The first toy that I ever loved was a little wooden toy guitar that I had when I was about four. It was in one of those shops that sells mops and brooms and buckets and brushes and all of that kind of thing that you don’t see anymore, and it was in the window.

I had no idea why I was attracted to that object. My mother used to try and get me past the shop and I used to do that thing that dogs do when they won’t go so she’d be pulling me and pulling me and pulling me so eventually she got it for me and that was my favourite thing for ages. I carried it around like other boys maybe carry a football or a fire engine or toy guns or something like that, a bow and arrow. So that was my first toy.

My earliest memory is of seeing my mother and my dad’s sister standing at a record player, playing an Everly Brothers record about 17 times in a row and that was an amazing experience. Luckily for me, those records have got really great guitar playing on them so I was very struck by how they were behaving, and I was watching them analyse this record like it was a science which is something I went on to do, and also I got to hear this amazing record over and over again with this killer guitar on it.

I’ve just never forgotten those things. I never forgot that toy guitar and I never forgot that experience of seeing those women carried away by obsession and that really set the mould for me as a musician because my style, such as it is, was not really about copying one particular guitar player, it came about because I had this love for the guitar as an object and a machine - which I think it is - but at the same time an absolute fascination with the pop single.

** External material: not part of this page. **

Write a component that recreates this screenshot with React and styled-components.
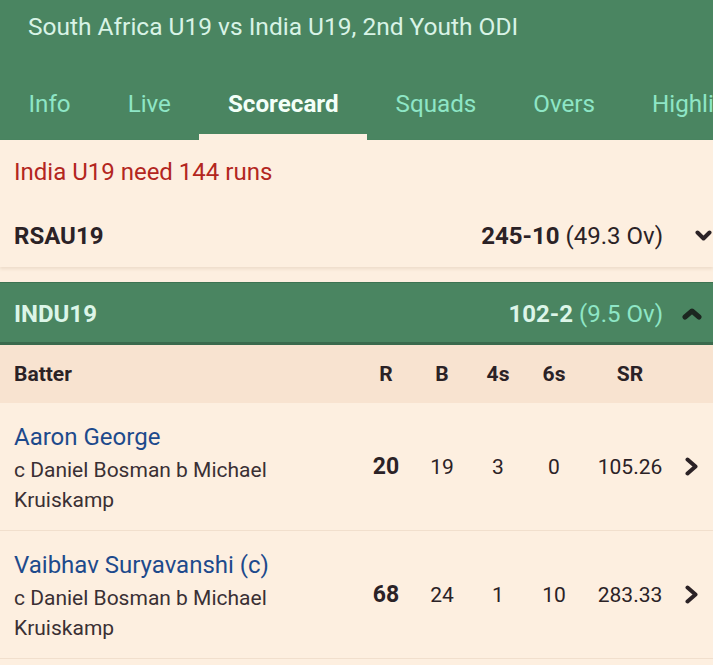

So I started to play like I wanted to play the whole record as opposed to waiting for the guitar to come in on a record, I just wanted to play the whole thing. Plus I was lucky enough to be growing up in the early 1970s when there was all those crazy mad 45s around by David Bowie and Marc Bolan and all of that. So I was just trying to play the sound of those records and sometimes what I was playing was piano parts and string parts. I was just impatient I guess. I didn’t have the patience to wait for the guitar solo.

• Johnny Marr plays the O2 ABC, Glasgow, on 19 March.